| Task requirements |
Work out how many lines of the records contain "this". Answer with the number and nothing else.

| Input material |
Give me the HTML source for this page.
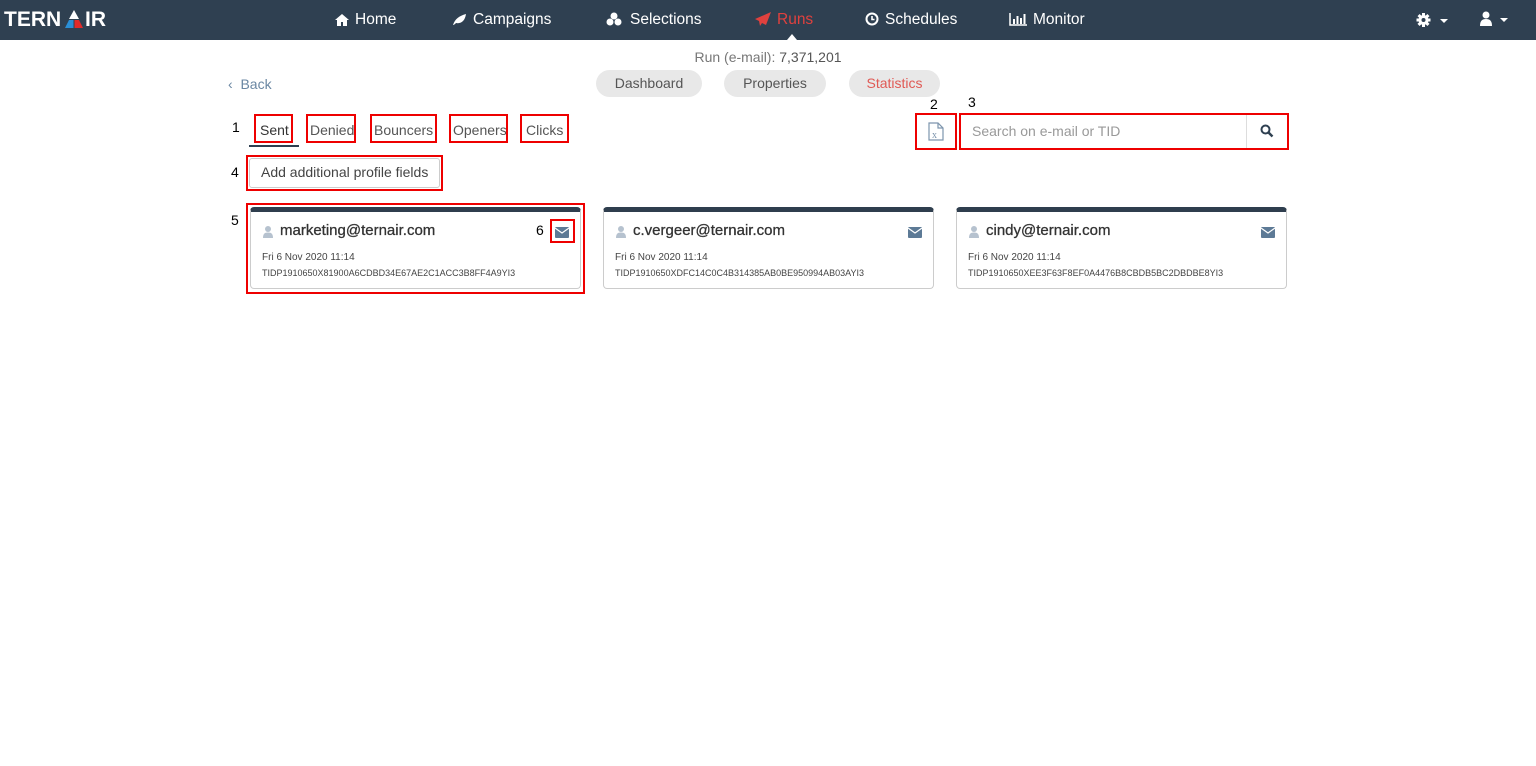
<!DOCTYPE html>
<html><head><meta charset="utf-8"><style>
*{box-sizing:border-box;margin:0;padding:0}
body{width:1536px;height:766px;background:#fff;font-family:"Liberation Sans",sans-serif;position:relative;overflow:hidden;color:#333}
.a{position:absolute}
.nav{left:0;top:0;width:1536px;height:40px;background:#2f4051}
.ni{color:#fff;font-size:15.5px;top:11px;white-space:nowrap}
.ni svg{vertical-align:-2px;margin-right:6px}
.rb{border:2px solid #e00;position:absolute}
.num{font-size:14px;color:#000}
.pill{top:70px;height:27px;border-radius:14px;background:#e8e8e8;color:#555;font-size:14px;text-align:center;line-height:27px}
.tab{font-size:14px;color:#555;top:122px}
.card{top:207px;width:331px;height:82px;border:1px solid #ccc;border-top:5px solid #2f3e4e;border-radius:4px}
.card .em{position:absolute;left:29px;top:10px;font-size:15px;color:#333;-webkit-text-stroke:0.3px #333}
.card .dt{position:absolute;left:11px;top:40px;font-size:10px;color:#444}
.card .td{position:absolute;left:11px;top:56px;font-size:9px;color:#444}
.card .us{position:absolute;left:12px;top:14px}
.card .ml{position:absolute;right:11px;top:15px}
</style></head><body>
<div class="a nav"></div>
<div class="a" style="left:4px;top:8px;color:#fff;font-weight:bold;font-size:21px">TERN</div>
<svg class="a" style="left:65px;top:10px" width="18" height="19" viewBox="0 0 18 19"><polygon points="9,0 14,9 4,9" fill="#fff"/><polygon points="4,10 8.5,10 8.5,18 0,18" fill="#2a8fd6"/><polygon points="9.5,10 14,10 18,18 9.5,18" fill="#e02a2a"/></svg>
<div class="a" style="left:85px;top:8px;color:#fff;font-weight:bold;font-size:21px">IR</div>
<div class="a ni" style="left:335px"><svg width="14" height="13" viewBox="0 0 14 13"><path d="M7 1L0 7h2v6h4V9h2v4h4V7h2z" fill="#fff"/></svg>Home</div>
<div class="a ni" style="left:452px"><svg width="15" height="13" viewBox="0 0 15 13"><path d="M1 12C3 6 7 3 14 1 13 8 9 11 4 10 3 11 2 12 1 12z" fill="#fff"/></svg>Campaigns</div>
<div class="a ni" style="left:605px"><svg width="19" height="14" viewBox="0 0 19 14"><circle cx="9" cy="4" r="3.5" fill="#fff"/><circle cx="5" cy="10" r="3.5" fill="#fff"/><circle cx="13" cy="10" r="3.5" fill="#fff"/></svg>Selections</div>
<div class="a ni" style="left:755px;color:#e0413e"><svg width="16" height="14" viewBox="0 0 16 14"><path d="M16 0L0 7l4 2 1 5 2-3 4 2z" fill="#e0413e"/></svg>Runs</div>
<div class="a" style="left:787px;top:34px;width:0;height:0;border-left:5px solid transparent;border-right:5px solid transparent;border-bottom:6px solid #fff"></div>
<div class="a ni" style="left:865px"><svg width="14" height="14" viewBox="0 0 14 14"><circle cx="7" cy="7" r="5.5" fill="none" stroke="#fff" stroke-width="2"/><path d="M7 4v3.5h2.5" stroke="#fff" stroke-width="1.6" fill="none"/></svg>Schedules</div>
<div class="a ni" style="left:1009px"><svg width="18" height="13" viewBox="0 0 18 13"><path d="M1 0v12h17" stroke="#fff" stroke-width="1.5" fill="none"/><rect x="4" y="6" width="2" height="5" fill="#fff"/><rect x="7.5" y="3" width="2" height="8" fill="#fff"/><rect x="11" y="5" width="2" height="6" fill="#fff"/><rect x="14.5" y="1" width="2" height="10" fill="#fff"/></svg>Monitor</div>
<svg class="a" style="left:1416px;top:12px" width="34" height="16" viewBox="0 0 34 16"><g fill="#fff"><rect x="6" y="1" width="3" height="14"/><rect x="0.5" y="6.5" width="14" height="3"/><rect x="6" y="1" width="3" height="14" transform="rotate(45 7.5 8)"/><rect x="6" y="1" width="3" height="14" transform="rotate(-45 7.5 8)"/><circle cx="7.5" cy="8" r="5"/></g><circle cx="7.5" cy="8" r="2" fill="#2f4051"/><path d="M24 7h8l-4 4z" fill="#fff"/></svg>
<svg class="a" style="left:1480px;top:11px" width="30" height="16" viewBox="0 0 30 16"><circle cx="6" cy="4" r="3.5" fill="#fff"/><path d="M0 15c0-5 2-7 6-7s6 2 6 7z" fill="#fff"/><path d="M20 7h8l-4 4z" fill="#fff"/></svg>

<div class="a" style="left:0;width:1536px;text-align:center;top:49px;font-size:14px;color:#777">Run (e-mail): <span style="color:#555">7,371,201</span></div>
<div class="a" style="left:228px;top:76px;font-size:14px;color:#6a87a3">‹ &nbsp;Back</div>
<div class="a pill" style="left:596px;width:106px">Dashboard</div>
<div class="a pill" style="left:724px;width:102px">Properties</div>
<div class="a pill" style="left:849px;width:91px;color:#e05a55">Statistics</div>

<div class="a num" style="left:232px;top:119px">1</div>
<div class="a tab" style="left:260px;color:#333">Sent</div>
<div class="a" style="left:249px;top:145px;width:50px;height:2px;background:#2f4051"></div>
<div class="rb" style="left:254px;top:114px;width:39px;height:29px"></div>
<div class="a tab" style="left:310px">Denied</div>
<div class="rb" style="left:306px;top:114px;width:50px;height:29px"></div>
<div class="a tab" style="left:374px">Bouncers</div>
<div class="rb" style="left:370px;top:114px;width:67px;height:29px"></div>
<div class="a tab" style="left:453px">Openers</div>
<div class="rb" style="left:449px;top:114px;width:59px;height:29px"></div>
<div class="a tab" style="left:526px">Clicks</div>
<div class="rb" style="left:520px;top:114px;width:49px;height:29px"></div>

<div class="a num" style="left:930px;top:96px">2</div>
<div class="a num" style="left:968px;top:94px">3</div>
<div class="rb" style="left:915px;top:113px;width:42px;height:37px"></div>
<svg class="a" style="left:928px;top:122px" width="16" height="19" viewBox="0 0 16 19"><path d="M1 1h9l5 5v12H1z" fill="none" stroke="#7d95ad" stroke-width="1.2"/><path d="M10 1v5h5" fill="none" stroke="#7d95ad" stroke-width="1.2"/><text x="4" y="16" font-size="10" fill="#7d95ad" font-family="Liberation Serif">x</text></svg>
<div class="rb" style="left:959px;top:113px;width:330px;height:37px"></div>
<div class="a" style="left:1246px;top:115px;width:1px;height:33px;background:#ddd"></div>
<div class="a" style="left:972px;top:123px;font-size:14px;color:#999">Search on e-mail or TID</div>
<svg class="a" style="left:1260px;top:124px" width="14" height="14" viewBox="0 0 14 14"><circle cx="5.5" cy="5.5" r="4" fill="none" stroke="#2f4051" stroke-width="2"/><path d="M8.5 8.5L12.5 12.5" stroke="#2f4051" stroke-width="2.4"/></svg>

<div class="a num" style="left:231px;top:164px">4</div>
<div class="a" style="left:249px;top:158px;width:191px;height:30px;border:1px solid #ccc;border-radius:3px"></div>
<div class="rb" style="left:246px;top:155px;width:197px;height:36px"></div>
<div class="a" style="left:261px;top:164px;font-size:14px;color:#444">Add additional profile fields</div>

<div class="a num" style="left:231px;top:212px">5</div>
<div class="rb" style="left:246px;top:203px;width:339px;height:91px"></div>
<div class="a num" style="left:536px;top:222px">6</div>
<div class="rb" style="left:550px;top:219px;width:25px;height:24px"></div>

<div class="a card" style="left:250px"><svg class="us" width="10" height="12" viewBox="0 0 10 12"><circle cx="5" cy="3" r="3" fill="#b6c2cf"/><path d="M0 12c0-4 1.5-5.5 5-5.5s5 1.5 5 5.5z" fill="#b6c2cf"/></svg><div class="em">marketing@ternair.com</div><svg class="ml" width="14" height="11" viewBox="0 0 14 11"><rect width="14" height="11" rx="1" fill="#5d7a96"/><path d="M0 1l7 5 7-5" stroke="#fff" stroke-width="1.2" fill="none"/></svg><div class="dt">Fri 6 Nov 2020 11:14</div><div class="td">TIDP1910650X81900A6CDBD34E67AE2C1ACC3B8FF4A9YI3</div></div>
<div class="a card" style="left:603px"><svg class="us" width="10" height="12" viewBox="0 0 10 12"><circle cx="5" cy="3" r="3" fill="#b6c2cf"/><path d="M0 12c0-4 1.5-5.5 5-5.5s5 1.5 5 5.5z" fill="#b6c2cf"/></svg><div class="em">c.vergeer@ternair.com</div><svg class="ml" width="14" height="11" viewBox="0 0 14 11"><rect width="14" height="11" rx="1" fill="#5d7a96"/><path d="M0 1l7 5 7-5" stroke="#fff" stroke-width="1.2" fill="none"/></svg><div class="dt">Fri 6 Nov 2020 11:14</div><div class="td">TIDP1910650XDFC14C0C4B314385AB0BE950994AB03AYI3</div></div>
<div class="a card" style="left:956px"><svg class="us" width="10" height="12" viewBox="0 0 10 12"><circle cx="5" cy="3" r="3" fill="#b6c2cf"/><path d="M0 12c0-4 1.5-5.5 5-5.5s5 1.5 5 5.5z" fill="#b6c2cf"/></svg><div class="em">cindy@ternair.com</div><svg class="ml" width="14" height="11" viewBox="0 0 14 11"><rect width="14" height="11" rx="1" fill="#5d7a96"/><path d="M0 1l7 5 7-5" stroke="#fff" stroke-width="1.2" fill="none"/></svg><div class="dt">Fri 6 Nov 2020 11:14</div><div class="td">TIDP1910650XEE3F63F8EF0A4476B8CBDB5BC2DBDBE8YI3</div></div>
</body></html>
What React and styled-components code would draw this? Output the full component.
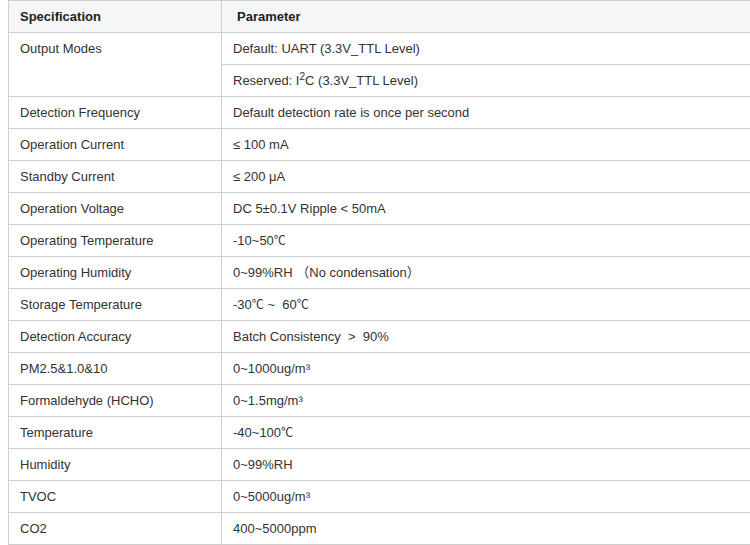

| Finished answer |
2